Processing...
Companies nowadays are tasked with processing immense amounts of data to draw valuable insights and stand out on the market. While the volumes of data continue to grow, handling such amounts of information is becoming increasingly more challenging. There are some tools offered by the AWS professional services that allow businesses to streamline their extract, transform, load (ETL) tasks. From Amazon Lambda function and Elastic MapReduce to AWS Glue, organizations can manage their data integration in multiple ways.
So, what does AWS Glue do and why is it such a popular choice for ETL workloads? In this article, we’ll explore AWS Glue architecture, features, and components, discover its benefits and limitations, and take a look at best practices.
Before we dive into features, components, benefits, and other aspects, let’s answer the question of what is AWS Glue. Amazon Glue is a fully managed ETL service used to prepare data for various purposes such as data analysis, application development, and machine learning. The service enables data engineers to transform data and make it available for querying, analyzing, and other purposes. From generating and collecting data from multiple sources and cleaning and merging it to loading data in warehouses and lakes, AWS Glue helps you at every step.
In other words, Amazon Glue is a feature that provides a streamlined method of data integration process throughout the entire data pipeline.
So what is AWS Glue used for? The service offers a wide range of features aimed at optimizing and accelerating data integration. Let’s take a closer look at the essential functions that Amazon Glue delivers.
ETL process: AWS Glue allows you to automatically run ETL jobs as soon as new data is available in your Amazon Simple Storage Service (S3) buckets. Additionally, users can schedule the ETL processes or choose between on-demand or event-based methods.
Data Catalog: This serverless data integration service also allows you to organize your data in catalogs to quickly find the required dataset.
AWS Glue Studio: This feature enables no-code building and running of ETL jobs. In fact, it can automatically generate Python or Scala code lines for your ETL process based on a data source.
Data quality assurance: AWS Glue makes the management and monitoring of your data easier, ensuring the utmost quality and results.
Data schema discovery: Another feature that streamlines data integration and organization is automatic schema discovery. It automatically identifies the schema of your data and hosts it in the catalog to help you find the required information faster.
Integration with AWS services: Being an Amazon service, Glue seamlessly integrates with other vital offerings like Amazon S3, Athena, EMR, Redshift, and many more. The compatibility extends your service portfolio and facilitates the development of end-to-end data processing solutions.
How AWS Glue works is that it consists of several components that work together to aid users in streamlining their ETL workflows.

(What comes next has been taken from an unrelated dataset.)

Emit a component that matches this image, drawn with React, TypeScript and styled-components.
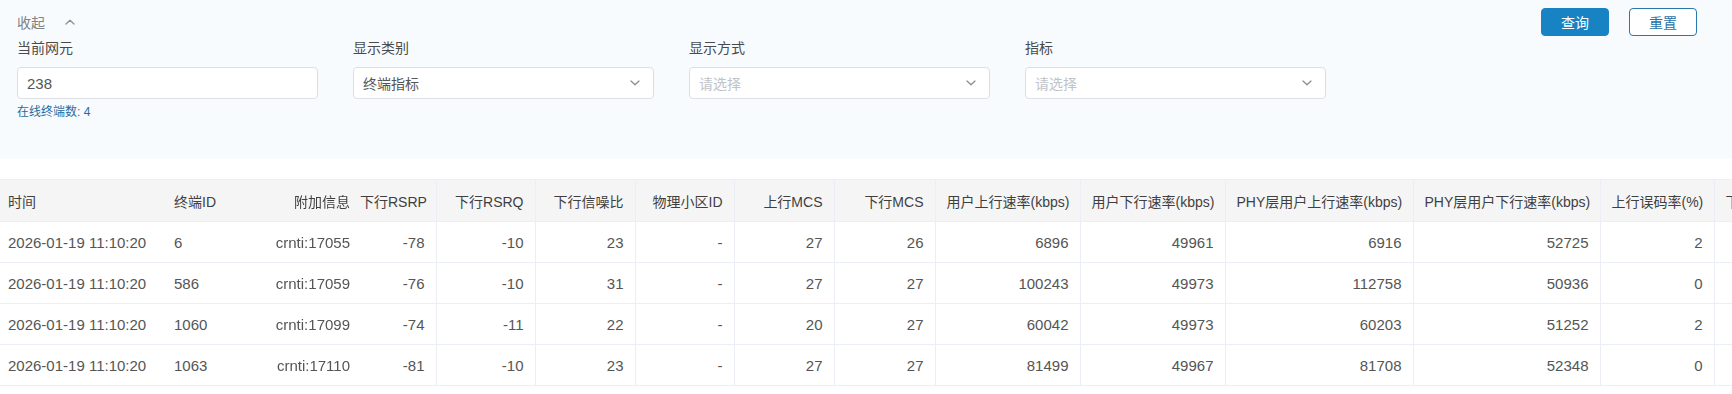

Here is an overview of the most pivotal elements of this Amazon service:
The console is the operational hub of AWS Glue. Here users can define and manage their data integration processes.
The Glue data catalog is a repository where users can store their data and metadata. A glossary of your data schema and metrics, the catalog simplifies both the discovery and management of your data.
The job scheduling system is a tool that allows users to automate their AWS Glue ETL processes. The workflows can be triggered by events and perform on-demand tasks.
Scripts contain information that helps you extract and transform your data properly. Using AWS Glue, you can generate a script that executes data integration following your predefined rules.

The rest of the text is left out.